Recall that according to former Federal Bureau of Investigation (FBI) director James Comey, the briefings of Obama and Trump were necessary because media organizations, including CNN, were in possession of the dossier and they felt Obama and Trump therefore needed to be made aware of its contents before they were made public. If the dossier had already been made public, then there would have been no need for Comey and Clapper to brief Trump on a document he would have already read about in the news. The time frame was clearly “early January” — around the briefings on January 5 and 6, but before the January 10 reports from CNN and BuzzFeed about the dossier.

“It’s obvious the Post not only didn’t read the full committee report, it didn’t read the transcript of Mr. Clapper’s answers, or the admission by House Democrats in their own report that Clapper talked to Tapper while in office,” a source familiar with Clapper’s testimony told The Federalist.

The weight of the public evidence makes clear that the Washington Post’s attempt to exonerate Clapper appears to be more of an effort at wish-casting than fact-checking. Recall that this is the same James Clapper who previously lied to Congress about whether the U.S. government was electronically spying on millions of Americans. Clapper later claimed that the question posed to him by Sen. Ron Wyden (D-Ore.) — “Does the NSA collect any type of data at all on millions or hundreds of millions of Americans?” — was a gotcha question akin to, “When did you stop beating your wife?”

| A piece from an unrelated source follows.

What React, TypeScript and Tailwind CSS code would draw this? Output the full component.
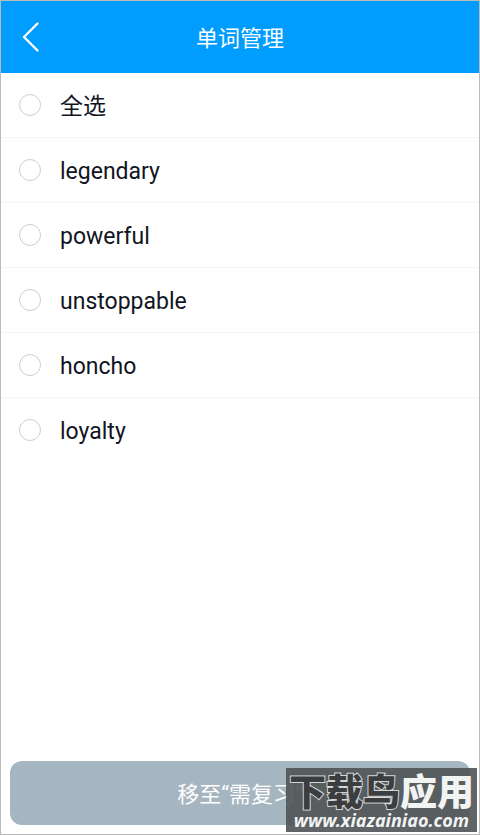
import React, { useState } from "react";

const words = ["legendary", "powerful", "unstoppable", "honcho", "loyalty"];

interface WordRowProps {
  label: string;
  checked: boolean;
  last?: boolean;
  onChange: () => void;
}

const WordRow: React.FC<WordRowProps> = ({ label, checked, last, onChange }) => {
  return (
    <li className={last ? "" : "border-b border-[#f4f6f7]"}>
      <label className="flex h-16 items-center gap-[19px] px-[18px] text-[23px] leading-8 text-[#12151f]">
        <input
          type="checkbox"
          checked={checked}
          onChange={onChange}
          className="size-[22px] shrink-0 appearance-none rounded-full border border-[#c9d0d5] bg-white checked:border-[#009dff] checked:bg-[#009dff]"
        />
        <span className="pt-1">{label}</span>
      </label>
    </li>
  );
};

const Watermark = () => {
  return (
    <div className="absolute right-0.5 bottom-0.5 flex h-16 w-[191px] flex-col items-center bg-[#505355]/90 pt-1 font-['Noto_Sans','Noto_Sans_CJK_SC',sans-serif] whitespace-nowrap text-[#f2f3f3]">
      <div className="flex text-[37px] leading-10 font-black">
        <span className="text-[#3b3d3f] [-webkit-text-stroke:2px_#d4d6d7] [paint-order:stroke_fill]">下载鸟</span>
        <span>应用</span>
      </div>
      <div className="text-[18px] leading-4 font-bold italic">www.xiazainiao.com</div>
    </div>
  );
};

export default function App() {
  const [selected, setSelected] = useState<string[]>([]);
  const allSelected = selected.length === words.length;

  const toggle = (word: string) => {
    setSelected(
      selected.includes(word) ? selected.filter((w) => w !== word) : [...selected, word]
    );
  };

  return (
    <div className="relative flex min-h-screen flex-col border border-[#bababa] bg-white font-[Roboto,'Noto_Sans_CJK_SC',sans-serif]">
      {/* Header */}
      <header className="grid h-[72px] grid-cols-[60px_1fr_60px] items-center bg-[#009dff] text-white">
        <button type="button" aria-label="返回" className="flex h-full items-center pl-5">
          <svg width="20" height="32" viewBox="0 0 20 32" fill="none" stroke="currentColor" strokeWidth="2.4" strokeLinecap="round" strokeLinejoin="round">
            <path d="M16.5 2.5 L3 16 L16.5 29.5" />
          </svg>
        </button>
        <h1 className="pt-1 text-center text-[22px] leading-8">单词管理</h1>
      </header>

      {/* Word list */}
      <ul className="flex-1">
        <WordRow
          label="全选"
          checked={allSelected}
          onChange={() => setSelected(allSelected ? [] : words)}
        />
        {words.map((word, index) => (
          <WordRow
            key={word}
            label={word}
            checked={selected.includes(word)}
            last={index === words.length - 1}
            onChange={() => toggle(word)}
          />
        ))}
      </ul>

      <footer className="px-[9px] pb-[9px]">
        <button type="button" className="h-16 w-full rounded-xl bg-[#a6b6c0] pt-1 text-[22px] leading-8 text-white">
          移至“需复习”
        </button>
      </footer>

      <Watermark />
    </div>
  );
}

At the end of its “fact check,” the Washington Post noted that it had graciously chosen not to award any Pinocchios — its standard measure of honesty provided at the end of its fact check pieces — “at the moment.” Instead, the paper urged Congress to “update and correct its report in light of this new information.”

It might be a good idea for the Washington Post to examine all the publicly available evidence and take its own advice.